Nichols had the narcotics and intelligence units working closely with each
other.
"When we hired more police officers, we were finding some of them had used
drugs overseas (in Vietnam). We tried not to blame them for what happened
during war time. We sometimes overlooked that. But if they tried it again
when they came back, we had to disqualify them."
Nichols added, "When we started hearing that professional athletes and
other famous people were using drugs, we knew we were in trouble. It was
becoming glamorous.
Nichols said during his time as chief, "We tried a lot of things. Many of
them didn't work but that didn't keep us from trying other things. One
thing they never should have done is taking police officers out of the
schools."
Wallace remembers that when he became chief, "We were still wrestling with
marijuana. Should it be illegal? How about a little bit on possession; a
little bit isn't so bad. Our county attorney at the time wanted us to kind
of back off if we couldn't prove intent to sell.

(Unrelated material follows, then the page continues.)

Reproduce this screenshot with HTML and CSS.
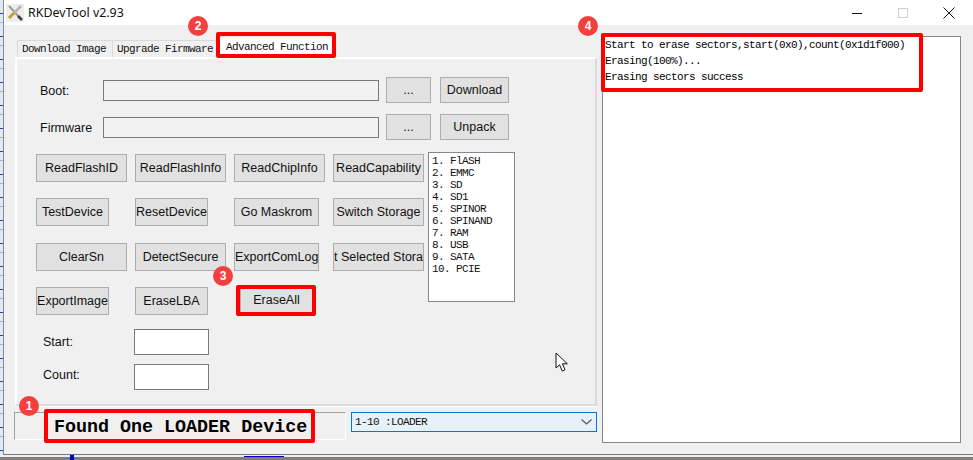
FILE: index.html
```html
<!DOCTYPE html>
<html lang="en">
<head>
<meta charset="utf-8">
<title>RKDevTool v2.93</title>
<link rel="stylesheet" href="styles.css">
</head>
<body>
<div class="screen">
  <div class="desktop-left"></div>
  <div class="window">
    <header class="titlebar">
      <svg class="app-icon" width="18" height="18" viewBox="0 0 18 18">
        <rect x="0" y="0" width="18" height="18" fill="#ededed"/>
        <path d="M3 2 L15 15" stroke="#9a9a9a" stroke-width="2"/>
        <path d="M15 2 L8 9" stroke="#b4b4b4" stroke-width="2.5"/>
        <path d="M8 9 L3 14" stroke="#c99a2e" stroke-width="3"/>
        <path d="M12 12 L16 16" stroke="#3b3b3b" stroke-width="2.5"/>
      </svg>
      <span class="title-text">RKDevTool v2.93</span>
      <div class="controls">
        <svg class="ctl" width="12" height="12" viewBox="0 0 12 12"><path d="M1 6.5H11" stroke="#111" stroke-width="1"/></svg>
        <svg class="ctl" width="12" height="12" viewBox="0 0 12 12"><rect x="1.5" y="1.5" width="9" height="9" fill="none" stroke="#cfcfcf"/></svg>
        <svg class="ctl" width="12" height="12" viewBox="0 0 12 12"><path d="M0.5 0.5L11.5 11.5M11.5 0.5L0.5 11.5" stroke="#111" stroke-width="1"/></svg>
      </div>
    </header>
    <main class="main">
      <section class="left">
        <nav class="tabs">
          <div class="tab tab-first">Download Image</div>
          <div class="tab">Upgrade Firmware</div>
          <div class="tab tab-active">Advanced Function</div>
        </nav>
        <div class="panel">
          <div class="file-row">
            <label class="file-label">Boot:</label>
            <div class="path-input"></div>
            <button class="btn btn-browse">...</button>
            <button class="btn btn-action">Download</button>
          </div>
          <div class="file-row">
            <label class="file-label">Firmware</label>
            <div class="path-input"></div>
            <button class="btn btn-browse">...</button>
            <button class="btn btn-action">Unpack</button>
          </div>
          <div class="tools">
            <div class="btn-grid">
              <button class="btn full">ReadFlashID</button>
              <button class="btn full">ReadFlashInfo</button>
              <button class="btn full">ReadChipInfo</button>
              <button class="btn full">ReadCapability</button>
              <button class="btn short">TestDevice</button>
              <button class="btn short">ResetDevice</button>
              <button class="btn mid">Go Maskrom</button>
              <button class="btn full">Switch Storage</button>
              <button class="btn full">ClearSn</button>
              <button class="btn full">DetectSecure</button>
              <button class="btn mid">ExportComLog</button>
              <button class="btn full clip">t Selected Stora</button>
              <button class="btn short">ExportImage</button>
              <button class="btn short">EraseLBA</button>
              <button class="btn short erase">EraseAll</button>
            </div>
            <ul class="storage">
              <li>1. FlASH</li>
              <li>2. EMMC</li>
              <li>3. SD</li>
              <li>4. SD1</li>
              <li>5. SPINOR</li>
              <li>6. SPINAND</li>
              <li>7. RAM</li>
              <li>8. USB</li>
              <li>9. SATA</li>
              <li>10. PCIE</li>
            </ul>
          </div>
          <div class="range-row range-start">
            <label class="range-label">Start:</label>
            <div class="range-input"></div>
          </div>
          <div class="range-row range-count">
            <label class="range-label">Count:</label>
            <div class="range-input"></div>
          </div>
        </div>
        <div class="status-row">
          <div class="status">Found One LOADER Device</div>
          <div class="combo">
            <span>1-10 :LOADER</span>
            <svg width="11" height="6" viewBox="0 0 11 6"><path d="M0.5 0.5L5.5 5L10.5 0.5" fill="none" stroke="#555" stroke-width="1.2"/></svg>
          </div>
        </div>
      </section>
      <section class="log">
        <p>Start to erase sectors,start(0x0),count(0x1d1f000)</p>
        <p>Erasing(100%)...</p>
        <p>Erasing sectors success</p>
      </section>
    </main>
  </div>
  <div class="desktop-bottom">
    <i class="mark mark-a"></i><i class="mark mark-b"></i>
  </div>

  <div class="callout callout-1"></div>
  <div class="callout callout-2"></div>
  <div class="callout callout-3"></div>
  <div class="callout callout-4"></div>
  <div class="badge badge-1">1</div>
  <div class="badge badge-2">2</div>
  <div class="badge badge-3">3</div>
  <div class="badge badge-4">4</div>
  <svg class="cursor" width="14" height="21" viewBox="0 0 14 21">
    <path d="M1 1V16L4.6 12.8L7.2 19L10 17.8L7.4 11.8H12.4Z" fill="#fff" stroke="#111" stroke-width="1"/>
  </svg>
</div>
</body>
</html>
```
FILE: styles.css
```css
* { box-sizing: border-box; }
html, body { margin: 0; padding: 0; }
body { width: 973px; height: 460px; overflow: hidden; background: #7f8080; }

.screen {
  position: relative;
  width: 973px;
  height: 460px;
  display: grid;
  grid-template-columns: 3px 970px;
  grid-template-rows: 455px 5px;
  font-family: "Liberation Sans", Arial, sans-serif;
  color: #111;
}

.desktop-left {
  background: repeating-linear-gradient(180deg, #dfe9f3 0 13px, #1d3fc8 13px 14px, #dfe9f3 14px 22px, #9fb6d8 22px 23px);
}

.window {
  background: #f0f0f0;
  border-left: 1px solid #8a8a8a;
  border-bottom: 1px solid #7a7a7a;
  display: flex;
  flex-direction: column;
}

.titlebar {
  height: 25px;
  flex: none;
  background: #fff;
  display: flex;
  align-items: center;
  padding-left: 2px;
}
.app-icon { margin-right: 4px; }
.title-text { font-family: "Noto Sans", sans-serif; font-size: 12.4px; color: #111; }
.controls {
  margin-left: auto;
  display: flex;
  gap: 34px;
  padding-right: 18px;
  align-items: center;
}

.main {
  flex: 1;
  display: flex;
  padding: 11px 0 0 10px;
  gap: 5px;
  align-items: flex-start;
}

.left { width: 583px; display: flex; flex-direction: column; padding-top: 2px; }

.tabs {
  display: flex;
  height: 19px;
  padding-left: 1px;
  font-family: "Liberation Mono", monospace;
  font-size: 11px;
  letter-spacing: -0.6px;
  align-items: flex-end;
}
.tab {
  height: 17px;
  padding: 2px 5px 0 4px;
  background: #f0f0f0;
  border: 1px solid #d9d9d9;
  border-bottom: 0;
  white-space: pre;
  margin-left: -1px;
}
.tab-first { padding: 2px 6px 0 4px; margin-left: 2px; }
.tab-active {
  height: 19px;
  background: #fff;
  margin-left: 0;
  padding: 3px 6px 0 7px;
  border: 0;
}

.panel {
  height: 349px;
  background: #f0f0f0;
  border-left: 2px solid #fff;
  border-top: 2px solid #fff;
  border-right: 2px solid #dcdcdc;
  border-bottom: 2px solid #dcdcdc;
  box-shadow: 0 2px 0 -1px #fff;
  margin-left: 1px;
  padding: 18px 0 0 19px;
  font-size: 12.5px;
}

.file-row {
  display: flex;
  align-items: center;
  height: 26px;
  margin-bottom: 11px;
}
.file-label { width: 67px; padding: 2px 0 0 4px; flex: none; }
.path-input {
  width: 276px;
  height: 21px;
  border: 1px solid #7a7a7a;
  background: #f2f2f2;
  margin-right: 7px;
  flex: none;
}

.btn {
  font-family: "Liberation Sans", Arial, sans-serif;
  font-size: 12.5px;
  color: #111;
  background: #e1e1e1;
  border: 1px solid #adadad;
  padding: 0;
  margin: 0;
  height: 27px;
  white-space: nowrap;
  overflow: hidden;
}
.btn-browse { width: 45px; height: 26px; margin-right: 9px; flex: none; }
.btn-action { width: 69px; height: 26px; flex: none; }

.tools {
  display: flex;
  align-items: flex-start;
  margin-top: 14px;
}
.btn-grid {
  width: 392px;
  display: grid;
  grid-template-columns: repeat(4, 99px);
  grid-auto-rows: 28px;
  row-gap: 16.33px;
  flex: none;
}
.full { width: 91px; height: 28px; }
.short { width: 73px; height: 28px; }
.mid { width: 85px; height: 28px; }
.clip { text-overflow: clip; }
.erase { margin-left: 6px; height: 27px; }

.storage {
  list-style: none;
  margin: -2px 0 0 0;
  padding: 2px 0 0 3px;
  width: 87px;
  height: 150px;
  background: #fff;
  border: 1px solid #828790;
  font-family: "Liberation Mono", monospace;
  font-size: 11px;
  letter-spacing: -0.6px;
  line-height: 12px;
}
.storage li { white-space: pre; }

.range-row {
  display: flex;
  align-items: center;
  height: 26px;
  margin-bottom: 9px;
}
.range-start { margin-top: 14px; }
.range-label { width: 98px; padding: 0 0 0 7px; flex: none; }
.range-count .range-label { padding-bottom: 4px; }
.range-input {
  width: 75px;
  height: 26px;
  background: #fff;
  border: 1px solid #7a7a7a;
}

.status-row {
  display: flex;
  align-items: flex-start;
  margin-top: 6px;
  gap: 5px;
}
.status {
  width: 332px;
  height: 28px;
  padding-left: 39px;
  border-left: 1px solid #a0a0a0;
  border-top: 1px solid #a0a0a0;
  border-right: 1px solid #fff;
  border-bottom: 1px solid #fff;
  font-family: "Liberation Mono", monospace;
  font-weight: bold;
  font-size: 18.35px;
  line-height: 29px;
  color: #000;
  white-space: pre;
}
.combo {
  width: 246px;
  height: 20px;
  background: #e5f1fb;
  border: 1px solid #0078d7;
  display: flex;
  align-items: center;
  justify-content: space-between;
  padding: 0 4px 0 3px;
  font-family: "Liberation Mono", monospace;
  font-size: 11px;
  letter-spacing: -0.6px;
  white-space: pre;
}

.log {
  width: 359px;
  height: 407px;
  background: #fff;
  border: 1px solid #828790;
  padding: 0 0 0 2px;
  font-family: "Liberation Mono", monospace;
  font-size: 11px;
  letter-spacing: -0.6px;
  line-height: 16px;
  color: #000;
}
.log p { margin: 0; white-space: pre; }

.desktop-bottom {
  grid-column: 1 / span 2;
  background: linear-gradient(180deg, #efefef 0 2px, #4a8ab8 2px 3px, #7f8080 3px 5px);
  display: flex;
}
.mark { display: block; background: #0000c8; }
.mark-a { width: 4px; height: 5px; margin-left: 70px; }
.mark-b { width: 40px; height: 1px; margin: 1px 0 0 170px; }

.callout {
  position: absolute;
  border: 4px solid #f00;
  border-radius: 2px;
}
.callout-1 { left: 44px; top: 409px; width: 271px; height: 34px; }
.callout-2 { left: 216px; top: 32px; width: 120px; height: 26px; }
.callout-3 { left: 236px; top: 285px; width: 80px; height: 31px; }
.callout-4 { left: 601px; top: 33px; width: 322px; height: 59px; }

.badge {
  position: absolute;
  width: 20px;
  height: 20px;
  border-radius: 50%;
  background: #f43f3f;
  color: #fff;
  font-size: 12px;
  font-weight: bold;
  line-height: 20px;
  text-align: center;
}
.badge-1 { left: 19px; top: 396px; }
.badge-2 { left: 188px; top: 16px; }
.badge-3 { left: 213px; top: 266px; }
.badge-4 { left: 578px; top: 16px; }

.cursor { position: absolute; left: 555px; top: 352px; }
```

"We were still fighting the attitudes of the '60s and '70s. I can still
remember the difficulty our officers had in making sufficient cause to have
charges filed. Marijuana was still a social thing at that time," Wallace
said.
Moulder's narcotics unit is setting new records with numbers of arrests
each year. At the end of 1996, police had made cases against 1,953 people
on drug charges. That was up 10 percent from the 1,775 drug cases made in
1995.
Spin back in time: from 1960 through 1965, Des Moines police made a total
of 75 narcotics arrests. In the next five years, they made some 440
arrests. Then in 1971, they made 376 arrests, and the lid was off any hope
of curbing illegal drugs in the city.
"Right now drug enforcement is a black hole that will suck up any resources
that get near it," Moulder said. "Until we can curb the appetite and
acceptance of drugs, I don't see it getting any better."